— begin —

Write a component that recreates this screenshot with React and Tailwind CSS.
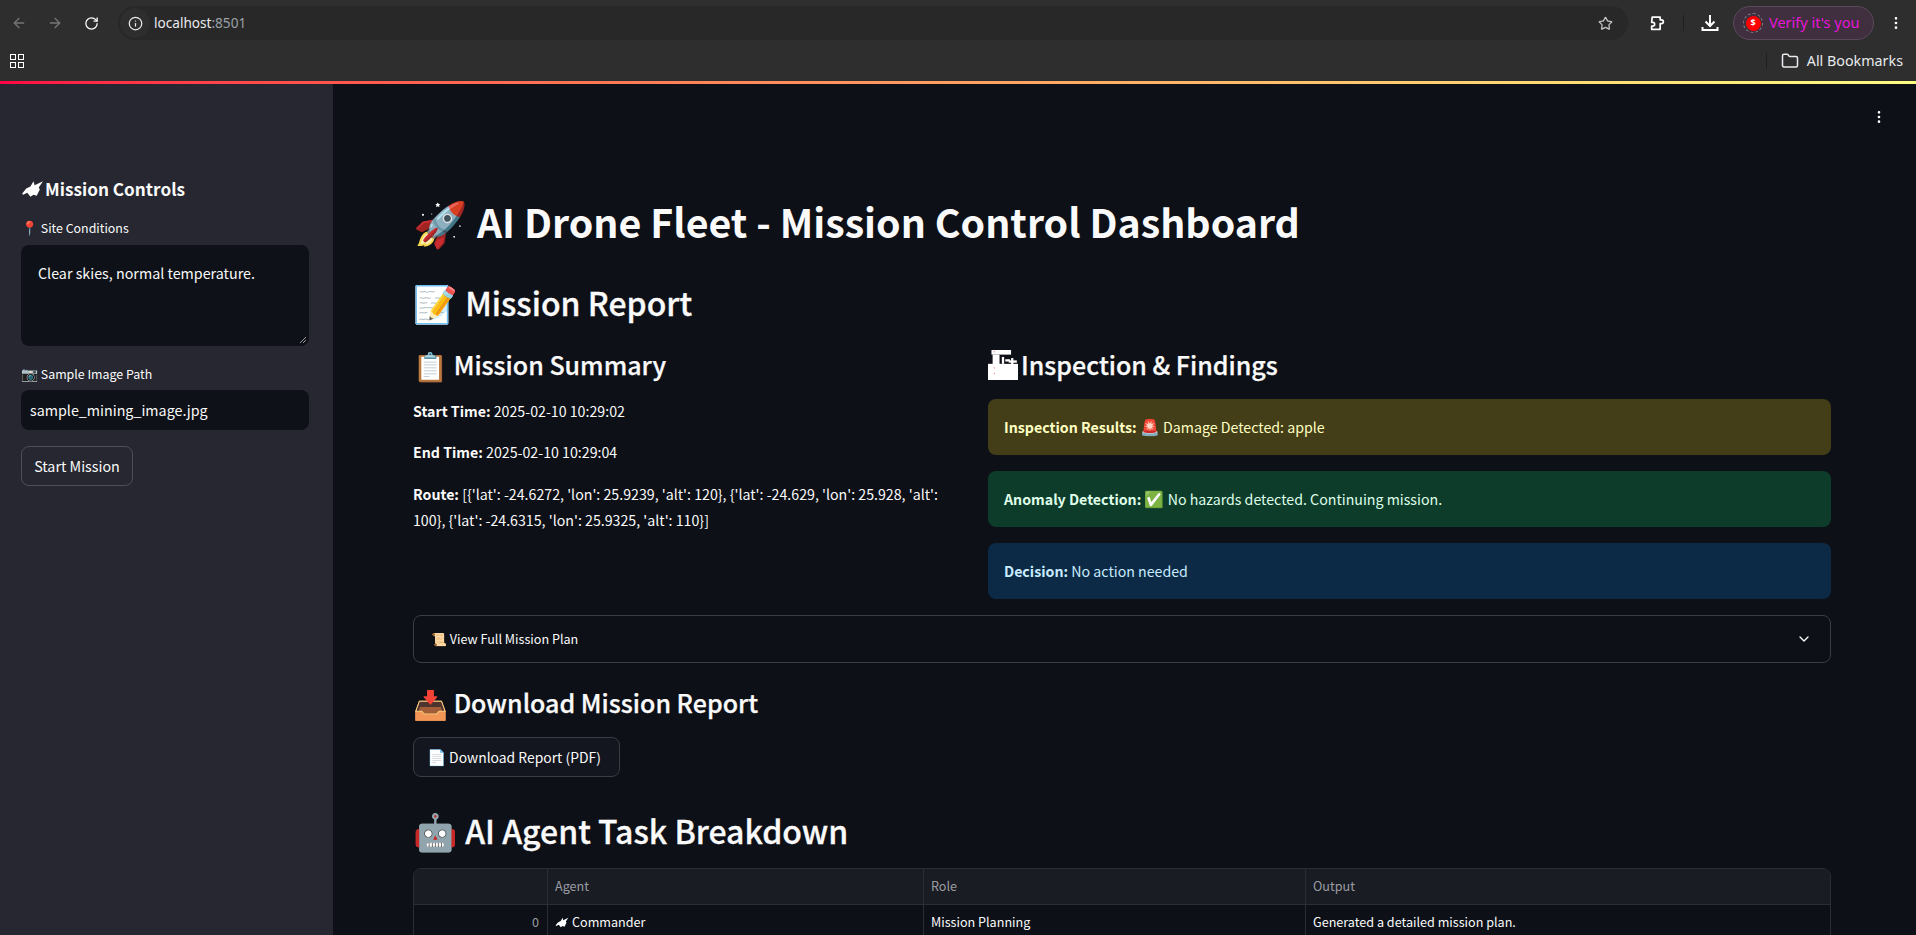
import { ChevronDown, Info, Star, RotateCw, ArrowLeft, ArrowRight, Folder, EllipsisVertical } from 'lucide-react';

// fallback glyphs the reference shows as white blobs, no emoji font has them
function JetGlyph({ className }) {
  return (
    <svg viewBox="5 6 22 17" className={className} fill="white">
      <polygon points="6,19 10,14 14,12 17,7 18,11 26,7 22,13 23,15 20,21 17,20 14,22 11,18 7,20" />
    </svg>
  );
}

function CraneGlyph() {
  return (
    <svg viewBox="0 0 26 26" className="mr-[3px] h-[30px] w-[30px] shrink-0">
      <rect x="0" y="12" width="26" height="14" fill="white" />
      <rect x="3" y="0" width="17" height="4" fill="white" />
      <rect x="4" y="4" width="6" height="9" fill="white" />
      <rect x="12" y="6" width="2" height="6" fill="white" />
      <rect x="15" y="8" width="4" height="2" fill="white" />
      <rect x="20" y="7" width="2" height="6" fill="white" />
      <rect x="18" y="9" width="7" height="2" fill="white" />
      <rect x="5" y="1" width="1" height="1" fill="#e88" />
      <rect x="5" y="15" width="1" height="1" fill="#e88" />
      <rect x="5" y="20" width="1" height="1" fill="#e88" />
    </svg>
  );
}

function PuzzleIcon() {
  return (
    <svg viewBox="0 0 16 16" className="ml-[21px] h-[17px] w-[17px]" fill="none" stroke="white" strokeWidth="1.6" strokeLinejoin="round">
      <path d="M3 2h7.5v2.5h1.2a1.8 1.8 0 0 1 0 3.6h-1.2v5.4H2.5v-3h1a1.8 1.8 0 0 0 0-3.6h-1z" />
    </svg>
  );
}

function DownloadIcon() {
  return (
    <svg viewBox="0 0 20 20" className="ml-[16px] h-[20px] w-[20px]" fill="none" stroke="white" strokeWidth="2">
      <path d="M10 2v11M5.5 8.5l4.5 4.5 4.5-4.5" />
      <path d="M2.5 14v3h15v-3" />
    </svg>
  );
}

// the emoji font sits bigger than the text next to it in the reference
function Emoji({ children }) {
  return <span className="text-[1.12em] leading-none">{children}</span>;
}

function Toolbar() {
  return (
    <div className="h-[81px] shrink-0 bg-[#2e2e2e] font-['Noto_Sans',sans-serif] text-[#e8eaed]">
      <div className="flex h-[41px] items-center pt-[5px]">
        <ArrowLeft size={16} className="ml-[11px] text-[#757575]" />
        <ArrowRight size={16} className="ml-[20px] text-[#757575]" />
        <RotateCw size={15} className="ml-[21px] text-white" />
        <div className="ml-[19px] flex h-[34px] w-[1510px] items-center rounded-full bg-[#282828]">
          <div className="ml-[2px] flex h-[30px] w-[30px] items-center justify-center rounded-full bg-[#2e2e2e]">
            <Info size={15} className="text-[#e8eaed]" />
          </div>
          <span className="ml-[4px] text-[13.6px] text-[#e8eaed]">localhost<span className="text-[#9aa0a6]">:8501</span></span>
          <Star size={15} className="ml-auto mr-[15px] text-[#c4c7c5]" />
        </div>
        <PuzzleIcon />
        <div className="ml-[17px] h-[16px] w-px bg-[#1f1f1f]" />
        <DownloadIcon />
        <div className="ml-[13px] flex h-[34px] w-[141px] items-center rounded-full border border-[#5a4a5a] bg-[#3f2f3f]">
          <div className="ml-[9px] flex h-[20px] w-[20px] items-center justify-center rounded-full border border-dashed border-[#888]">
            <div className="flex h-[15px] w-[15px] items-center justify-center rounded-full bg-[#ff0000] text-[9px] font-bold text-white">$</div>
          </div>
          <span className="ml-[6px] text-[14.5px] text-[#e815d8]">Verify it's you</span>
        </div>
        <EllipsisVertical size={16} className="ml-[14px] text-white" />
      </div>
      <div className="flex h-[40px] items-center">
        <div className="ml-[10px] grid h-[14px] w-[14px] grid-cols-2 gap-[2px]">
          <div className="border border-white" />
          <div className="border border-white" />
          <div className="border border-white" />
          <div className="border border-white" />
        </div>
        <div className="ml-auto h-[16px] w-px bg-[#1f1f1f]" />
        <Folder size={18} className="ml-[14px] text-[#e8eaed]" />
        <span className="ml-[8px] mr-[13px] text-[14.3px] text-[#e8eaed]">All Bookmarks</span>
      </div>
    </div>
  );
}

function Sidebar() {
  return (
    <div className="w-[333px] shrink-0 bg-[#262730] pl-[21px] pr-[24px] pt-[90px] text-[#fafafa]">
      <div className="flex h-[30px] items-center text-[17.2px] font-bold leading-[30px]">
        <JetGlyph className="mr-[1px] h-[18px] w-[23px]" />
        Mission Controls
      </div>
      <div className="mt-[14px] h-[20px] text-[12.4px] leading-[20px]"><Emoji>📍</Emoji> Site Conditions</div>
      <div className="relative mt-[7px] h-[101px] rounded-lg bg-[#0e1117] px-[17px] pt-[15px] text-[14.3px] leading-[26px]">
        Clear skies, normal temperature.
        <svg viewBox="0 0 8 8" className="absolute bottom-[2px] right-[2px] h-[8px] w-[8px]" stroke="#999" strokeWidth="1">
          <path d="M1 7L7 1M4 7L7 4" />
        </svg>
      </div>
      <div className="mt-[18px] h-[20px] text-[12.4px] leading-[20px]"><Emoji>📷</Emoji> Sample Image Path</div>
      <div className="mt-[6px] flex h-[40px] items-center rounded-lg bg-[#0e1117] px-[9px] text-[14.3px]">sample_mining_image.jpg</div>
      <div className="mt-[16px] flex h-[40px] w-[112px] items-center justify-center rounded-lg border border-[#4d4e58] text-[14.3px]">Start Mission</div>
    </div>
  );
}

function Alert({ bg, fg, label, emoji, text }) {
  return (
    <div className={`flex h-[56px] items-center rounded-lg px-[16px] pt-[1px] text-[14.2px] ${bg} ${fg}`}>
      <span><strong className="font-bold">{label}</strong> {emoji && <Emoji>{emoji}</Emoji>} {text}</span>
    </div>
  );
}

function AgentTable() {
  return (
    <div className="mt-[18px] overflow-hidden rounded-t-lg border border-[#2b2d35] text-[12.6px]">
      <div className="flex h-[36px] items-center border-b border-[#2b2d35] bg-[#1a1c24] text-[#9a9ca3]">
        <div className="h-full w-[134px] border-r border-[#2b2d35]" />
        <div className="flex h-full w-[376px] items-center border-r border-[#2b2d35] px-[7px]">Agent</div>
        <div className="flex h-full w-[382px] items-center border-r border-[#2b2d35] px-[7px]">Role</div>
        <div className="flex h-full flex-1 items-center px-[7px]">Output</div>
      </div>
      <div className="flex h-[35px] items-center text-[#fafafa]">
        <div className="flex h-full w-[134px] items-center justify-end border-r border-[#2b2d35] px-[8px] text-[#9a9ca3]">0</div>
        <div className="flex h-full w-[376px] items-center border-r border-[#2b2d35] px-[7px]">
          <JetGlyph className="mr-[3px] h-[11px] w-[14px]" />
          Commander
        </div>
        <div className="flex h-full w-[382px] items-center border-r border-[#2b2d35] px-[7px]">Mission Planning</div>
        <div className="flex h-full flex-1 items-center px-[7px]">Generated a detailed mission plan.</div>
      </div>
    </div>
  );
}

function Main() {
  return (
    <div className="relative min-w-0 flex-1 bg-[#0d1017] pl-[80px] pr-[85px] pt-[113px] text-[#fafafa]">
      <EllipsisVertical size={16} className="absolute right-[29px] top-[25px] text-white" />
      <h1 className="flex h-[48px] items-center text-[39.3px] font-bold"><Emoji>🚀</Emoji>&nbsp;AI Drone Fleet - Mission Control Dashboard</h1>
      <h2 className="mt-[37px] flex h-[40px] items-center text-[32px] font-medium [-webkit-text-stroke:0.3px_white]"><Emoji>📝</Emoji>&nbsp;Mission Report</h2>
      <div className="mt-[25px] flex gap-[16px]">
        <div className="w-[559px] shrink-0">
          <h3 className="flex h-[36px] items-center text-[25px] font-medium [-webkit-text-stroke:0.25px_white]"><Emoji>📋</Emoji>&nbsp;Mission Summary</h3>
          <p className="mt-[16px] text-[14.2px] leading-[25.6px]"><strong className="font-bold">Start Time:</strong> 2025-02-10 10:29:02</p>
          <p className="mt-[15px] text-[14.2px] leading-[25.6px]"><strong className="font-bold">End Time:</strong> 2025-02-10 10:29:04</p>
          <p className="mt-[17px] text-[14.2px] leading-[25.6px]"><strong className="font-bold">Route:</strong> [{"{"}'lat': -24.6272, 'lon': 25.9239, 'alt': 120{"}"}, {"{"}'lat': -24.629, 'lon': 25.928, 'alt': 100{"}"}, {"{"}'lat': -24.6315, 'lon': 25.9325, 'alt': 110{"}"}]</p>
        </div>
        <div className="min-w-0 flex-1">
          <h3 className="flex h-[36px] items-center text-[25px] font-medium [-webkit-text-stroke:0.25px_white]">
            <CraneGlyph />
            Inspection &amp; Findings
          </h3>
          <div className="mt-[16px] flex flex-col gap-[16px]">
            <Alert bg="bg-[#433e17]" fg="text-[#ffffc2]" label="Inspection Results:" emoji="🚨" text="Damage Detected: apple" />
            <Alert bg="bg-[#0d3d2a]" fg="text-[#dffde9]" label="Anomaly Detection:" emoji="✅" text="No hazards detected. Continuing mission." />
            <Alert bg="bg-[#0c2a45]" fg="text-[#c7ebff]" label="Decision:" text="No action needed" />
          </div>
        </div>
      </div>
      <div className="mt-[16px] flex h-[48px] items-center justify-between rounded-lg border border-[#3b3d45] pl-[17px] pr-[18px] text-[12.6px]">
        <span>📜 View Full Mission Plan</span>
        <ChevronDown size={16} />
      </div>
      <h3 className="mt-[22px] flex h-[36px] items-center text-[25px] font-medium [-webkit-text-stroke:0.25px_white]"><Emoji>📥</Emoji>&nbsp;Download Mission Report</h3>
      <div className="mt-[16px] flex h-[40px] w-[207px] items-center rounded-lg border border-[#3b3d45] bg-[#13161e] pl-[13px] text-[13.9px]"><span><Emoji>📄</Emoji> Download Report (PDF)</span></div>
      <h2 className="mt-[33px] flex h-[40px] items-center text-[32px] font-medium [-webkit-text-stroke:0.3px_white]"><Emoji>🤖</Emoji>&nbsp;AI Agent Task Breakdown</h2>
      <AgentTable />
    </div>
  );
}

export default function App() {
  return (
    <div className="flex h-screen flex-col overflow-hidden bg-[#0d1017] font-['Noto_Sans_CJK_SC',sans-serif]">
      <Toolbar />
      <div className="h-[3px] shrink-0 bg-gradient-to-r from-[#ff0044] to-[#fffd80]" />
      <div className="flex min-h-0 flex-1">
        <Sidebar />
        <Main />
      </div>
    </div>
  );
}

— end —

**Work instructions:**
Take the material above from its first line through the line holding "ArrowRight, Folder, EllipsisVertical" and set it down exactly, without the pictures.

**Task solution:**
Write a component that recreates this screenshot with React and Tailwind CSS.
import { ChevronDown, Info, Star, RotateCw, ArrowLeft, ArrowRight, Folder, EllipsisVertical } from 'lucide-react';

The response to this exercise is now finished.